● **Work to be completed**: Begin at the top of the records below and return each line exactly through the line with "pl-[23px] text-[16px] leading-[20px]". Skip pictures.

● **Given data**:
_ _ _ _ _
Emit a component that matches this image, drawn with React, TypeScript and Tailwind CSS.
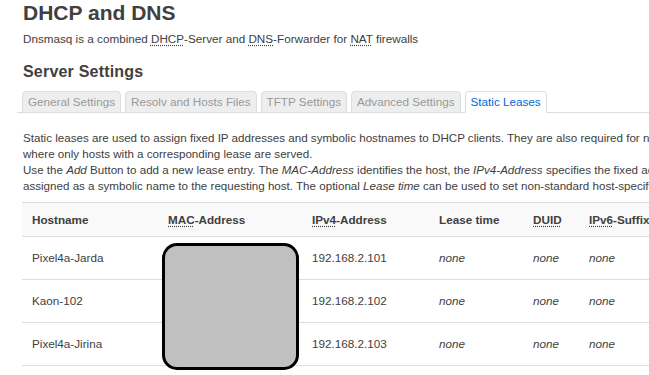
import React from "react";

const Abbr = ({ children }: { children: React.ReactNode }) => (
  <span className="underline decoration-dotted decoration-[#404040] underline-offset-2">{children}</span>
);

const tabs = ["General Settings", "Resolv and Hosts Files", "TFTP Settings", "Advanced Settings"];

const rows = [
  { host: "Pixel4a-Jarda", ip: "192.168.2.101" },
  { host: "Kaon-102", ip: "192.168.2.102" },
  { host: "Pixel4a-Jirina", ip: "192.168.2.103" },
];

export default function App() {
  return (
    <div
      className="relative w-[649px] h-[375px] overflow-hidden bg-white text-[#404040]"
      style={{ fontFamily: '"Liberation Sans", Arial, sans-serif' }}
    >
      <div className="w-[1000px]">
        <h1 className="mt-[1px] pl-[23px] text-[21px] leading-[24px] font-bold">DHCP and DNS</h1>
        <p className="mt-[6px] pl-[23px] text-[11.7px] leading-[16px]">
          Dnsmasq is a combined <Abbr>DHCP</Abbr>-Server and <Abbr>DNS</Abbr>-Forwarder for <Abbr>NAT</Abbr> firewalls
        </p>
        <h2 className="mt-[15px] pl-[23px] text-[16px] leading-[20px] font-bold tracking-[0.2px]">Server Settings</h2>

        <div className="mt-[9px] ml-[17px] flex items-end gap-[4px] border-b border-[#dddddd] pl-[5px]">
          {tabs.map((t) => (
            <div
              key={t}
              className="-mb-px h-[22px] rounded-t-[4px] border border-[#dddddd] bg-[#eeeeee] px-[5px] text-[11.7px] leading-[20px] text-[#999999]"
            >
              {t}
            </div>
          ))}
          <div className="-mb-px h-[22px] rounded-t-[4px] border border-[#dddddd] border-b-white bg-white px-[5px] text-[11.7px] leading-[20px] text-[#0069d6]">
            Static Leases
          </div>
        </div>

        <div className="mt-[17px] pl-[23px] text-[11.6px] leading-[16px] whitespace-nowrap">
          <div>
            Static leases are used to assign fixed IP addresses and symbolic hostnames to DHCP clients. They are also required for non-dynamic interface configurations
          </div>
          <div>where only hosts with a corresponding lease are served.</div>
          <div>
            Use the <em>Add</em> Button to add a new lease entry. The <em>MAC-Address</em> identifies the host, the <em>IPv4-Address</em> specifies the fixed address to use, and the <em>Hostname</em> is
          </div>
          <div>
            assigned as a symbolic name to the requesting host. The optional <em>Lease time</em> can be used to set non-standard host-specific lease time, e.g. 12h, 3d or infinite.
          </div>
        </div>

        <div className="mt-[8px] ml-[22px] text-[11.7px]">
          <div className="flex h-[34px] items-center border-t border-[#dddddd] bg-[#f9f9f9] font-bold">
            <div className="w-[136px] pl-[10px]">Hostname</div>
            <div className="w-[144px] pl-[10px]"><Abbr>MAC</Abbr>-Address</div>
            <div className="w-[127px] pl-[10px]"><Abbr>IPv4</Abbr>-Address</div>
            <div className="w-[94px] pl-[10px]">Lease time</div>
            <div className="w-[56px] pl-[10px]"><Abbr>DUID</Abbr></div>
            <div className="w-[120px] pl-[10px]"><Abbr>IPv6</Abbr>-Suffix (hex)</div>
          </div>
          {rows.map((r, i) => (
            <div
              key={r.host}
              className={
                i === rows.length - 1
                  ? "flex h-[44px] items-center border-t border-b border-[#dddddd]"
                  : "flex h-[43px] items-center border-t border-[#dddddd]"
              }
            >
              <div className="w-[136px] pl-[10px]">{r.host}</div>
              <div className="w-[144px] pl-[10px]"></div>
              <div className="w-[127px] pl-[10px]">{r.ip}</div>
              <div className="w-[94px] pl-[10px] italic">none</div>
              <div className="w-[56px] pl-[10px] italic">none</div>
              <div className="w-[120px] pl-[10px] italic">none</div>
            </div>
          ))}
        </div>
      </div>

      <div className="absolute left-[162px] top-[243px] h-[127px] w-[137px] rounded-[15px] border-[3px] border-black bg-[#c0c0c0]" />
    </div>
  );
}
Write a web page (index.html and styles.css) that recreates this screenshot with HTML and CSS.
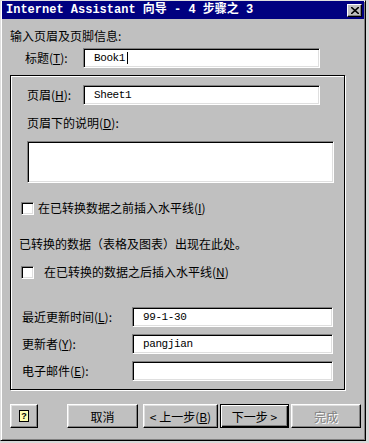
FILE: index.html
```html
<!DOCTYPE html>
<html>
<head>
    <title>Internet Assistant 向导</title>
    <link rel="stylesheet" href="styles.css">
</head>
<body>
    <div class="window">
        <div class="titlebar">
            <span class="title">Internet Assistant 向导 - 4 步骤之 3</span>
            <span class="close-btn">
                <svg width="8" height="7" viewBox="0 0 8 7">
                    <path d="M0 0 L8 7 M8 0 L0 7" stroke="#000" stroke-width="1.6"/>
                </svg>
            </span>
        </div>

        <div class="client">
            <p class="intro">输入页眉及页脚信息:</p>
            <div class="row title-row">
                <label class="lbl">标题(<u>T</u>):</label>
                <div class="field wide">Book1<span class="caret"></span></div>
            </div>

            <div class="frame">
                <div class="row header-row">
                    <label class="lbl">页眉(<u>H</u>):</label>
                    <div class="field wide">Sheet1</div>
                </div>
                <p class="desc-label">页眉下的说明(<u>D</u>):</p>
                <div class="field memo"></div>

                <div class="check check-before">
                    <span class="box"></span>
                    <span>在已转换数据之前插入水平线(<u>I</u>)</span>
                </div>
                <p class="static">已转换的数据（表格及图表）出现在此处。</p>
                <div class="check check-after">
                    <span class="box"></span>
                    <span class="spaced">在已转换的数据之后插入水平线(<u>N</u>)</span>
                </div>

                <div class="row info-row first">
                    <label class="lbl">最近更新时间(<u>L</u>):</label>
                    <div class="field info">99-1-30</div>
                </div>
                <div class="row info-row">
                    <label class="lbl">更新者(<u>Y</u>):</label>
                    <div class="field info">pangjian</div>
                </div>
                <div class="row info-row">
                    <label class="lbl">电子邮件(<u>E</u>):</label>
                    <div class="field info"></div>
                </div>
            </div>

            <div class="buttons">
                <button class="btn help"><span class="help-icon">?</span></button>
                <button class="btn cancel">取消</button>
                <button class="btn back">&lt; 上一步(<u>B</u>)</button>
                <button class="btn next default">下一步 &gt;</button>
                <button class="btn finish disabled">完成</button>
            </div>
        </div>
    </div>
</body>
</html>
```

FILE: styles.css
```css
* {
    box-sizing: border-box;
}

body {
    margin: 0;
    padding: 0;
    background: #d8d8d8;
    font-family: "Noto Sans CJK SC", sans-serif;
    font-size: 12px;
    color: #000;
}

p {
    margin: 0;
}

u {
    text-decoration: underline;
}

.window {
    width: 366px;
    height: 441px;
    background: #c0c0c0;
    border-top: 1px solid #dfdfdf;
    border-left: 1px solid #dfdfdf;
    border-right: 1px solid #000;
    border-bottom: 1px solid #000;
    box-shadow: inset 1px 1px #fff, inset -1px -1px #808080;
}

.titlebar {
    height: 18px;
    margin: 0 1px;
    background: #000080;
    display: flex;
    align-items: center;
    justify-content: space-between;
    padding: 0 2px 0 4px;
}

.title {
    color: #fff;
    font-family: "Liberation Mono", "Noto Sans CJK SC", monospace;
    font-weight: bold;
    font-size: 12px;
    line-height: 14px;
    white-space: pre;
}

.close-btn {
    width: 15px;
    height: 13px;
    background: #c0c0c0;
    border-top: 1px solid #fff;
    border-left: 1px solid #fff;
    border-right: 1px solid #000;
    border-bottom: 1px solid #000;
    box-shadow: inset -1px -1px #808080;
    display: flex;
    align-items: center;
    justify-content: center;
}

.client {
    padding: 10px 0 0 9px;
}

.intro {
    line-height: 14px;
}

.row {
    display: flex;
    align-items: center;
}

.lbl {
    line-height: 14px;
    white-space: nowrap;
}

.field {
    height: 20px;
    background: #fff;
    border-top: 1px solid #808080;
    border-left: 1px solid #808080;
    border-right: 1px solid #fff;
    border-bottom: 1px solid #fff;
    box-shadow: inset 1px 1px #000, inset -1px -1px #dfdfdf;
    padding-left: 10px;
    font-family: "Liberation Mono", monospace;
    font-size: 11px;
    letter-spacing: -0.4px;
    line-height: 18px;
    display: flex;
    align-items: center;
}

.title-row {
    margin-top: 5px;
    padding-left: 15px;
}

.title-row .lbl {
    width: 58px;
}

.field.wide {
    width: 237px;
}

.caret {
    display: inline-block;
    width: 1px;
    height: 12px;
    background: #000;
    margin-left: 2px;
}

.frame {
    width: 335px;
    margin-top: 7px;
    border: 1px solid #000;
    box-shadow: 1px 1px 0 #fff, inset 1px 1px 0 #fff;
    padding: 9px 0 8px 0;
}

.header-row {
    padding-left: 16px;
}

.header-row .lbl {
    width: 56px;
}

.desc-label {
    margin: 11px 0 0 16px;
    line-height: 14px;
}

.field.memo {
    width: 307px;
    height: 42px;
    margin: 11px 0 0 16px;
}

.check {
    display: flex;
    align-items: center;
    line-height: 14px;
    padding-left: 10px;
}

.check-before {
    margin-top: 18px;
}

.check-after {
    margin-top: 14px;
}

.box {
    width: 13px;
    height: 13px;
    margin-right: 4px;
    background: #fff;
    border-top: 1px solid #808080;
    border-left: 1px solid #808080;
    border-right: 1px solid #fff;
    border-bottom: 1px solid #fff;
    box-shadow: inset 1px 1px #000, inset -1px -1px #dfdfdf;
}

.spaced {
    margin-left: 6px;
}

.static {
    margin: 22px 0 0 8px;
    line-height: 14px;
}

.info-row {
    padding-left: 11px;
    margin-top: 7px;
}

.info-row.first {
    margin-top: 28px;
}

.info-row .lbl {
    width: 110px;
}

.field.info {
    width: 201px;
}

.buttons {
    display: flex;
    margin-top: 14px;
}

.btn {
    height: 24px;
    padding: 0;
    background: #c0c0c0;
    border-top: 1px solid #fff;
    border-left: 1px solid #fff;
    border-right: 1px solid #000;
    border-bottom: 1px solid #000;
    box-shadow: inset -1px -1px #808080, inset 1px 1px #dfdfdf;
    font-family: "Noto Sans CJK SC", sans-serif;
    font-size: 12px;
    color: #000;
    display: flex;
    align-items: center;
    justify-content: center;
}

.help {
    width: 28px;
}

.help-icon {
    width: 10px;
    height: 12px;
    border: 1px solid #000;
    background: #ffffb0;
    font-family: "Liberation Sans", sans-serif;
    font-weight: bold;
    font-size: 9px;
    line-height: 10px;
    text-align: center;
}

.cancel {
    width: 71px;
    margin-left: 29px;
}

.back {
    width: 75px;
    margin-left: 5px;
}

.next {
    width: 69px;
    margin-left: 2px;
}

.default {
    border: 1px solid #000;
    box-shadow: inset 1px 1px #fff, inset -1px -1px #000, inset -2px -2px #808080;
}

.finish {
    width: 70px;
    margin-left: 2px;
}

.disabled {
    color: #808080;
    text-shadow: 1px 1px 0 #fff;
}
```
_ _ _ _ _
● **The answer**:
Emit a component that matches this image, drawn with React, TypeScript and Tailwind CSS.
import React from "react";

const Abbr = ({ children }: { children: React.ReactNode }) => (
  <span className="underline decoration-dotted decoration-[#404040] underline-offset-2">{children}</span>
);

const tabs = ["General Settings", "Resolv and Hosts Files", "TFTP Settings", "Advanced Settings"];

const rows = [
  { host: "Pixel4a-Jarda", ip: "192.168.2.101" },
  { host: "Kaon-102", ip: "192.168.2.102" },
  { host: "Pixel4a-Jirina", ip: "192.168.2.103" },
];

export default function App() {
  return (
    <div
      className="relative w-[649px] h-[375px] overflow-hidden bg-white text-[#404040]"
      style={{ fontFamily: '"Liberation Sans", Arial, sans-serif' }}
    >
      <div className="w-[1000px]">
        <h1 className="mt-[1px] pl-[23px] text-[21px] leading-[24px] font-bold">DHCP and DNS</h1>
        <p className="mt-[6px] pl-[23px] text-[11.7px] leading-[16px]">
          Dnsmasq is a combined <Abbr>DHCP</Abbr>-Server and <Abbr>DNS</Abbr>-Forwarder for <Abbr>NAT</Abbr> firewalls
        </p>
        <h2 className="mt-[15px] pl-[23px] text-[16px] leading-[20px] font-bold tracking-[0.2px]">Server Settings</h2>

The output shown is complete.